Seine Mitarbeiter haben sehr schnell spitz bekommen: Wenn Sie dem Chef ihre kleinen und großen Sünden beichten, erlangen sie – schwupps – sofortige Absolution. Zum Gewohnheitsrecht mutierte Nachsicht zeugt aber nicht von Größe sondern beweist lediglich Führungsschwäche und zieht mit absoluter Sicherheit Probleme nach sich. Probleme mit den Mitarbeitern, die sich entspannt zurücklehnen und immer weniger tun.

Grenzen setzen ist wichtig

Und Probleme mit all den Mitarbeitern, die ihre Arbeit ordentlich machen. Denn die werden dazu immer weniger Lust verspüren. Die Hemmschwelle, lausige Qualität abzuliefern sinkt ins Bodenlose. Und irgendwann gibt es einen großen Knall. Nicht von Herrn Pfaff, der wird dann irgendwo anders Wohlfühlfelder aufbauen. Jemand anderes wird mit der Axt kommen – und eine Schneise hinterlassen.

Es ist daher wichtig, die Grenzen der eigenen Führungsrolle zu erkennen und professionelle Unterstützung anzubieten, wenn Mitarbeiter mit persönlichen Problemen oder Konflikten konfrontiert sind. Indem Sie sich auf Ihre eigentlichen Führungsaufgaben konzentrieren und Ihre Mitarbeiter an die richtigen Ressourcen verweisen, können Sie ein gesundes und produktives Arbeitsumfeld schaffen.

Fazit: Keine Beichte ohne Buße

Insgesamt sollten Führungskräfte die Rolle eines Beichtvaters nicht übernehmen.
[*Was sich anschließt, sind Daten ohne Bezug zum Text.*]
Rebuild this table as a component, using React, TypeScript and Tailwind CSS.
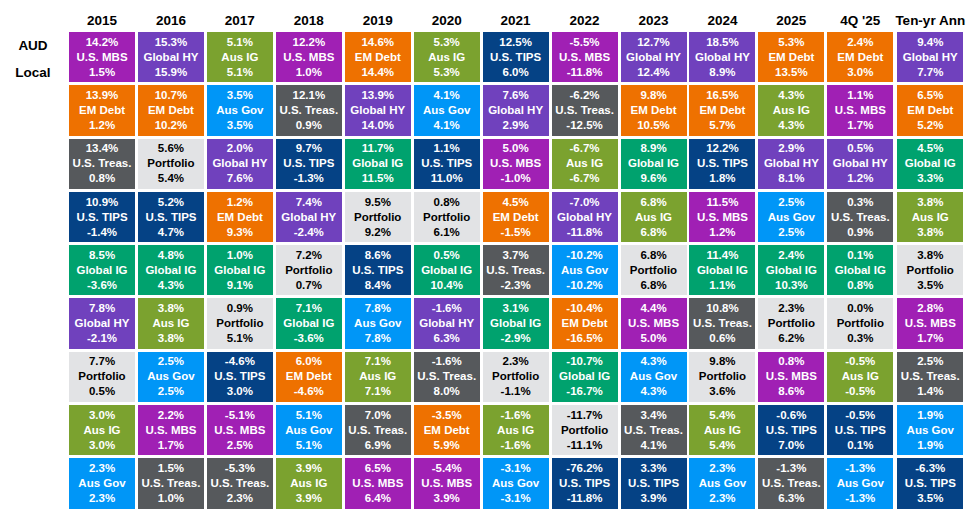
import React from "react";

type Asset = "MBS" | "GHY" | "AIG" | "EM" | "AGOV" | "TRS" | "TIPS" | "GIG" | "PORT";

const assets: Record<Asset, { name: string; cls: string }> = {
  MBS: { name: "U.S. MBS", cls: "bg-[#a020b4] text-white" },
  GHY: { name: "Global HY", cls: "bg-[#7041bd] text-white" },
  AIG: { name: "Aus IG", cls: "bg-[#7ba22f] text-white" },
  EM: { name: "EM Debt", cls: "bg-[#ee7100] text-white" },
  AGOV: { name: "Aus Gov", cls: "bg-[#0096f7] text-white" },
  TRS: { name: "U.S. Treas.", cls: "bg-[#56595c] text-white" },
  TIPS: { name: "U.S. TIPS", cls: "bg-[#054285] text-white" },
  GIG: { name: "Global IG", cls: "bg-[#00a26e] text-white" },
  PORT: { name: "Portfolio", cls: "bg-[#e2e3e5] text-black" },
};

type Cell = [string, Asset, string];

const columns: { year: string; cells: Cell[] }[] = [
  {
    year: "2015",
    cells: [
      ["14.2%", "MBS", "1.5%"],
      ["13.9%", "EM", "1.2%"],
      ["13.4%", "TRS", "0.8%"],
      ["10.9%", "TIPS", "-1.4%"],
      ["8.5%", "GIG", "-3.6%"],
      ["7.8%", "GHY", "-2.1%"],
      ["7.7%", "PORT", "0.5%"],
      ["3.0%", "AIG", "3.0%"],
      ["2.3%", "AGOV", "2.3%"],
    ],
  },
  {
    year: "2016",
    cells: [
      ["15.3%", "GHY", "15.9%"],
      ["10.7%", "EM", "10.2%"],
      ["5.6%", "PORT", "5.4%"],
      ["5.2%", "TIPS", "4.7%"],
      ["4.8%", "GIG", "4.3%"],
      ["3.8%", "AIG", "3.8%"],
      ["2.5%", "AGOV", "2.5%"],
      ["2.2%", "MBS", "1.7%"],
      ["1.5%", "TRS", "1.0%"],
    ],
  },
  {
    year: "2017",
    cells: [
      ["5.1%", "AIG", "5.1%"],
      ["3.5%", "AGOV", "3.5%"],
      ["2.0%", "GHY", "7.6%"],
      ["1.2%", "EM", "9.3%"],
      ["1.0%", "GIG", "9.1%"],
      ["0.9%", "PORT", "5.1%"],
      ["-4.6%", "TIPS", "3.0%"],
      ["-5.1%", "MBS", "2.5%"],
      ["-5.3%", "TRS", "2.3%"],
    ],
  },
  {
    year: "2018",
    cells: [
      ["12.2%", "MBS", "1.0%"],
      ["12.1%", "TRS", "0.9%"],
      ["9.7%", "TIPS", "-1.3%"],
      ["7.4%", "GHY", "-2.4%"],
      ["7.2%", "PORT", "0.7%"],
      ["7.1%", "GIG", "-3.6%"],
      ["6.0%", "EM", "-4.6%"],
      ["5.1%", "AGOV", "5.1%"],
      ["3.9%", "AIG", "3.9%"],
    ],
  },
  {
    year: "2019",
    cells: [
      ["14.6%", "EM", "14.4%"],
      ["13.9%", "GHY", "14.0%"],
      ["11.7%", "GIG", "11.5%"],
      ["9.5%", "PORT", "9.2%"],
      ["8.6%", "TIPS", "8.4%"],
      ["7.8%", "AGOV", "7.8%"],
      ["7.1%", "AIG", "7.1%"],
      ["7.0%", "TRS", "6.9%"],
      ["6.5%", "MBS", "6.4%"],
    ],
  },
  {
    year: "2020",
    cells: [
      ["5.3%", "AIG", "5.3%"],
      ["4.1%", "AGOV", "4.1%"],
      ["1.1%", "TIPS", "11.0%"],
      ["0.8%", "PORT", "6.1%"],
      ["0.5%", "GIG", "10.4%"],
      ["-1.6%", "GHY", "6.3%"],
      ["-1.6%", "TRS", "8.0%"],
      ["-3.5%", "EM", "5.9%"],
      ["-5.4%", "MBS", "3.9%"],
    ],
  },
  {
    year: "2021",
    cells: [
      ["12.5%", "TIPS", "6.0%"],
      ["7.6%", "GHY", "2.9%"],
      ["5.0%", "MBS", "-1.0%"],
      ["4.5%", "EM", "-1.5%"],
      ["3.7%", "TRS", "-2.3%"],
      ["3.1%", "GIG", "-2.9%"],
      ["2.3%", "PORT", "-1.1%"],
      ["-1.6%", "AIG", "-1.6%"],
      ["-3.1%", "AGOV", "-3.1%"],
    ],
  },
  {
    year: "2022",
    cells: [
      ["-5.5%", "MBS", "-11.8%"],
      ["-6.2%", "TRS", "-12.5%"],
      ["-6.7%", "AIG", "-6.7%"],
      ["-7.0%", "GHY", "-11.8%"],
      ["-10.2%", "AGOV", "-10.2%"],
      ["-10.4%", "EM", "-16.5%"],
      ["-10.7%", "GIG", "-16.7%"],
      ["-11.7%", "PORT", "-11.1%"],
      ["-76.2%", "TIPS", "-11.8%"],
    ],
  },
  {
    year: "2023",
    cells: [
      ["12.7%", "GHY", "12.4%"],
      ["9.8%", "EM", "10.5%"],
      ["8.9%", "GIG", "9.6%"],
      ["6.8%", "AIG", "6.8%"],
      ["6.8%", "PORT", "6.8%"],
      ["4.4%", "MBS", "5.0%"],
      ["4.3%", "AGOV", "4.3%"],
      ["3.4%", "TRS", "4.1%"],
      ["3.3%", "TIPS", "3.9%"],
    ],
  },
  {
    year: "2024",
    cells: [
      ["18.5%", "GHY", "8.9%"],
      ["16.5%", "EM", "5.7%"],
      ["12.2%", "TIPS", "1.8%"],
      ["11.5%", "MBS", "1.2%"],
      ["11.4%", "GIG", "1.1%"],
      ["10.8%", "TRS", "0.6%"],
      ["9.8%", "PORT", "3.6%"],
      ["5.4%", "AIG", "5.4%"],
      ["2.3%", "AGOV", "2.3%"],
    ],
  },
  {
    year: "2025",
    cells: [
      ["5.3%", "EM", "13.5%"],
      ["4.3%", "AIG", "4.3%"],
      ["2.9%", "GHY", "8.1%"],
      ["2.5%", "AGOV", "2.5%"],
      ["2.4%", "GIG", "10.3%"],
      ["2.3%", "PORT", "6.2%"],
      ["0.8%", "MBS", "8.6%"],
      ["-0.6%", "TIPS", "7.0%"],
      ["-1.3%", "TRS", "6.3%"],
    ],
  },
  {
    year: "4Q '25",
    cells: [
      ["2.4%", "EM", "3.0%"],
      ["1.1%", "MBS", "1.7%"],
      ["0.5%", "GHY", "1.2%"],
      ["0.3%", "TRS", "0.9%"],
      ["0.1%", "GIG", "0.8%"],
      ["0.0%", "PORT", "0.3%"],
      ["-0.5%", "AIG", "-0.5%"],
      ["-0.5%", "TIPS", "0.1%"],
      ["-1.3%", "AGOV", "-1.3%"],
    ],
  },
  {
    year: "Ten-yr Ann",
    cells: [
      ["9.4%", "GHY", "7.7%"],
      ["6.5%", "EM", "5.2%"],
      ["4.5%", "GIG", "3.3%"],
      ["3.8%", "AIG", "3.8%"],
      ["3.8%", "PORT", "3.5%"],
      ["2.8%", "MBS", "1.7%"],
      ["2.5%", "TRS", "1.4%"],
      ["1.9%", "AGOV", "1.9%"],
      ["-6.3%", "TIPS", "3.5%"],
    ],
  },
];

function Tile({ cell }: { cell: Cell }) {
  const a = assets[cell[1]];
  return (
    <div
      className={`h-[50.3px] flex flex-col items-center justify-center text-[11.5px] leading-[15px] font-bold whitespace-nowrap ${a.cls}`}
    >
      <span>{cell[0]}</span>
      <span>{a.name}</span>
      <span>{cell[2]}</span>
    </div>
  );
}

export default function App() {
  return (
    <div
      className="w-[977px] h-[516px] bg-white text-black flex"
      style={{ fontFamily: '"Liberation Sans", Arial, sans-serif' }}
    >
      {/* label column */}
      <div className="w-[66px] flex flex-col items-center pt-[32px] text-[13.5px] font-bold leading-[27px]">
        <span>AUD</span>
        <span>Local</span>
      </div>
      <div className="flex gap-x-[2.95px] ml-[3px]">
        {columns.map((col, i) => (
          <div
            key={col.year}
            className={`w-[66px] flex flex-col gap-y-[3px] ${i === columns.length - 1 ? "ml-[1px]" : ""}`}
          >
            <div className="h-[29px] flex items-end justify-center pb-[2px] text-[13.5px] font-bold leading-none whitespace-nowrap">
              {col.year}
            </div>
            {col.cells.map((c, j) => (
              <Tile key={j} cell={c} />
            ))}
          </div>
        ))}
      </div>
    </div>
  );
}
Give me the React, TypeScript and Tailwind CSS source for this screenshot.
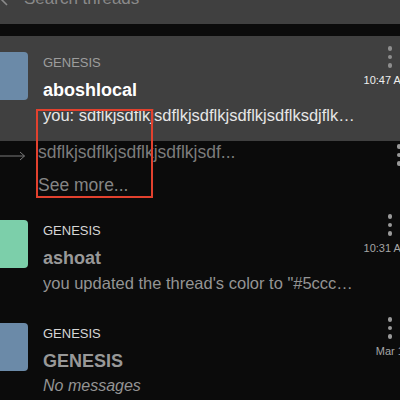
import React from "react";

type Thread = {
  color: string;
  community: string;
  title: string;
  message: string;
  time: string;
  active?: boolean;
  italic?: boolean;
};

const threads: Thread[] = [
  {
    color: "bg-[#6b8aa8]",
    community: "GENESIS",
    title: "aboshlocal",
    message: "you: sdflkjsdflkjsdflkjsdflkjsdflkjsdflksdjflk…",
    time: "10:47 AM",
    active: true,
  },
  {
    color: "bg-[#7ccfaa]",
    community: "GENESIS",
    title: "ashoat",
    message: "you updated the thread's color to \"#5ccc…",
    time: "10:31 AM",
  },
  {
    color: "bg-[#6b8aa8]",
    community: "GENESIS",
    title: "GENESIS",
    message: "No messages",
    time: "Mar 12",
    italic: true,
  },
];

function Dots({ className }: { className: string }) {
  return (
    <div className="flex flex-col gap-[4px]">
      {[0, 1, 2].map((i) => (
        <span key={i} className={`block h-[4.5px] w-[4.5px] rounded-full ${className}`} />
      ))}
    </div>
  );
}

function ThreadRow({ thread }: { thread: Thread }) {
  const a = thread.active;
  return (
    <div className={`flex h-[103px] ${a ? "h-[105px] bg-[#404040]" : ""}`}>
      <div className={`-ml-[20px] mt-4 h-12 w-12 shrink-0 rounded-[4px] ${thread.color}`} />
      <div className="ml-[15px] min-w-0 flex-1 pt-[19px]">
        <div className={`text-[13px] leading-[16px] ${a ? "text-[#9d9d9d]" : "text-[#d6d6d6]"}`}>
          {thread.community}
        </div>
        <div
          className={`mt-[7px] text-[18px] leading-[24px] ${
            a ? "font-bold text-white" : "font-semibold text-[#989898]"
          }`}
        >
          {thread.title}
        </div>
        <div
          className={`mt-[3px] overflow-hidden whitespace-nowrap leading-[20px] ${
            thread.italic ? "text-[16px] italic" : "text-[16.5px]"
          } ${a ? "text-[#e6e6e6]" : "text-[#949494]"}`}
        >
          {thread.message}
        </div>
      </div>
      <div className="flex w-[50px] shrink-0 flex-col items-end pt-[10px]">
        <div className="mr-[20px]">
          <Dots className={a ? "bg-[#8e8e8e]" : "bg-[#9a9a9a]"} />
        </div>
        <div
          className={`mr-[2px] mt-[5px] whitespace-nowrap text-[11px] leading-[14px] ${
            a ? "text-[#eeeeee]" : "text-[#a6a6a6]"
          }`}
        >
          {thread.time}
        </div>
      </div>
    </div>
  );
}

export default function App() {
  return (
    <div className="relative h-[400px] w-[400px] overflow-hidden bg-[#0b0b0b] font-['Liberation_Sans',Arial,sans-serif]">
      <div className="w-[412px]">
        <div className="-mt-[20px] flex h-[44px] items-start bg-[#404040]">
          <svg className="-ml-[1px] mt-[10px] h-[18px] w-[10px] shrink-0" viewBox="0 0 10 18" fill="none">
            <polyline points="8,1 1,8 8,15" stroke="#8a8a8a" strokeWidth="1.6" />
          </svg>
          <div className="ml-[15px] pt-[9px] text-[17px] leading-[20px] text-[#8a8a8a]">Search threads</div>
        </div>

        <div className="h-[12px]" />

        <ThreadRow thread={threads[0]} />

        <div className="flex h-[63px]">
          <svg className="mt-[10px] h-[10px] w-[26px] shrink-0" viewBox="0 0 26 10" fill="none">
            <line x1="0" y1="5" x2="24.5" y2="5" stroke="#7a7a7a" strokeWidth="1" />
            <polyline points="20,1 24.5,5 20,9" stroke="#7a7a7a" strokeWidth="1" />
          </svg>
          <div className="ml-[12px] min-w-0 flex-1 text-[17.5px] leading-[22px] text-[#7c7c7c]">
            <div className="whitespace-nowrap">sdflkjsdflkjsdflkjsdflkjsdf...</div>
            <div className="mt-[11px] whitespace-nowrap text-[#858585]">See more...</div>
          </div>
          <div className="flex w-[50px] shrink-0 flex-col items-end pt-[3px]">
            <div className="mr-[11px]">
              <Dots className="bg-[#9a9a9a]" />
            </div>
          </div>
        </div>

        <ThreadRow thread={threads[1]} />
        <ThreadRow thread={threads[2]} />
      </div>

      <div className="absolute left-[36px] top-[109px] h-[89px] w-[117px] border-2 border-[#e2412e]" />
    </div>
  );
}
Beichte ohne Buße funktioniert nicht. Schützen Sie Ihre Mitarbeiter nicht vor den Folgen ihres Handelns. Das ist unfair und respektlos. Denn auch wenn einzelne oder gar ein ganzes Team gewohnt ist, ungestraft ineffizient sein zu können, wird irgendwann. Wenn Sie dagegen eine klare Linie vorgeben, kann eine Schieflage erst gar nicht entstehen.

Mit Klarheit meinen wir nicht autoritäres Gehabe! Wer autoritär ist, lässt seinen Mitarbeitern keinen Handlungsspielraum. Klarheit heißt: Ich als Chef habe alles im Auge. Und wenn die Arbeit nicht gemacht wird, dann werde ich einschreiten. Mit einer solchen Vorgabe wissen die Mitarbeiter genau, woran sie sind. Und sie haben die Chance, ein eventuelles Fehlverhalten abzustellen.